▶ [The problem]
Pictures within the data are to be left out; everything else must be reproduced exactly.

▶ [Dataset section]
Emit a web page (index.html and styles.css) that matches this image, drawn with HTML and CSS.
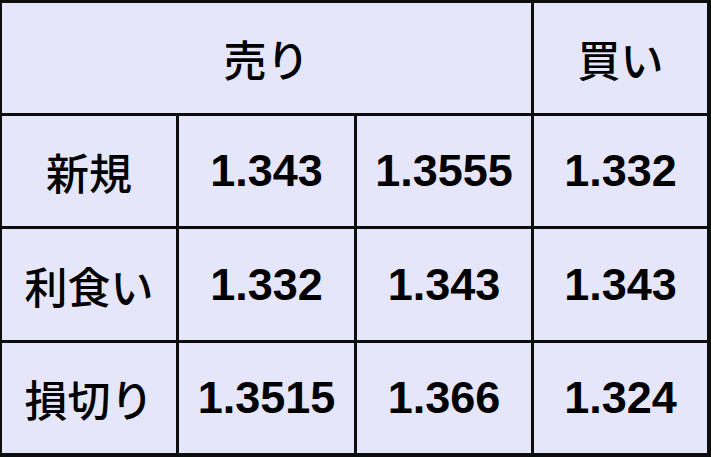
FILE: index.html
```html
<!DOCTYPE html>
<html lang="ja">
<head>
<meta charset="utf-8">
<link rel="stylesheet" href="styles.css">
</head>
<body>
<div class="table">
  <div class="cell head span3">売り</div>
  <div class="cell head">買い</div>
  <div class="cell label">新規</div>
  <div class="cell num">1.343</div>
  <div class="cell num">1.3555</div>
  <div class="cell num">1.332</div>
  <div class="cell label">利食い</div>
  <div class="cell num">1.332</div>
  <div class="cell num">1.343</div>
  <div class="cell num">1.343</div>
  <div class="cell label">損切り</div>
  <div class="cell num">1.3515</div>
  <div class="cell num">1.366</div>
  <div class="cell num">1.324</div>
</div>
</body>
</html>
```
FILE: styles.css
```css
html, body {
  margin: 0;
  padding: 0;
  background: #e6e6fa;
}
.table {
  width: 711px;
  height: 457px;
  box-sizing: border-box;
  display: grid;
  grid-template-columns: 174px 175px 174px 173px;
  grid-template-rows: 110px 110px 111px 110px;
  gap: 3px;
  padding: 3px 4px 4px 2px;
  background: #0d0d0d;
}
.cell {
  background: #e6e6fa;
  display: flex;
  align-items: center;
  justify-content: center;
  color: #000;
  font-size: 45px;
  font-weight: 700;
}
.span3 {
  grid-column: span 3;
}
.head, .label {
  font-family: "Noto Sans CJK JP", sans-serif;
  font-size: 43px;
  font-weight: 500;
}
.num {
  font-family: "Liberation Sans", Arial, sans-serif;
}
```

▶ [Full solution]
Emit a web page (index.html and styles.css) that matches this image, drawn with HTML and CSS.
FILE: index.html
```html
<!DOCTYPE html>
<html lang="ja">
<head>
<meta charset="utf-8">
<link rel="stylesheet" href="styles.css">
</head>
<body>
<div class="table">
  <div class="cell head span3">売り</div>
  <div class="cell head">買い</div>
  <div class="cell label">新規</div>
  <div class="cell num">1.343</div>
  <div class="cell num">1.3555</div>
  <div class="cell num">1.332</div>
  <div class="cell label">利食い</div>
  <div class="cell num">1.332</div>
  <div class="cell num">1.343</div>
  <div class="cell num">1.343</div>
  <div class="cell label">損切り</div>
  <div class="cell num">1.3515</div>
  <div class="cell num">1.366</div>
  <div class="cell num">1.324</div>
</div>
</body>
</html>
```
FILE: styles.css
```css
html, body {
  margin: 0;
  padding: 0;
  background: #e6e6fa;
}
.table {
  width: 711px;
  height: 457px;
  box-sizing: border-box;
  display: grid;
  grid-template-columns: 174px 175px 174px 173px;
  grid-template-rows: 110px 110px 111px 110px;
  gap: 3px;
  padding: 3px 4px 4px 2px;
  background: #0d0d0d;
}
.cell {
  background: #e6e6fa;
  display: flex;
  align-items: center;
  justify-content: center;
  color: #000;
  font-size: 45px;
  font-weight: 700;
}
.span3 {
  grid-column: span 3;
}
.head, .label {
  font-family: "Noto Sans CJK JP", sans-serif;
  font-size: 43px;
  font-weight: 500;
}
.num {
  font-family: "Liberation Sans", Arial, sans-serif;
}
```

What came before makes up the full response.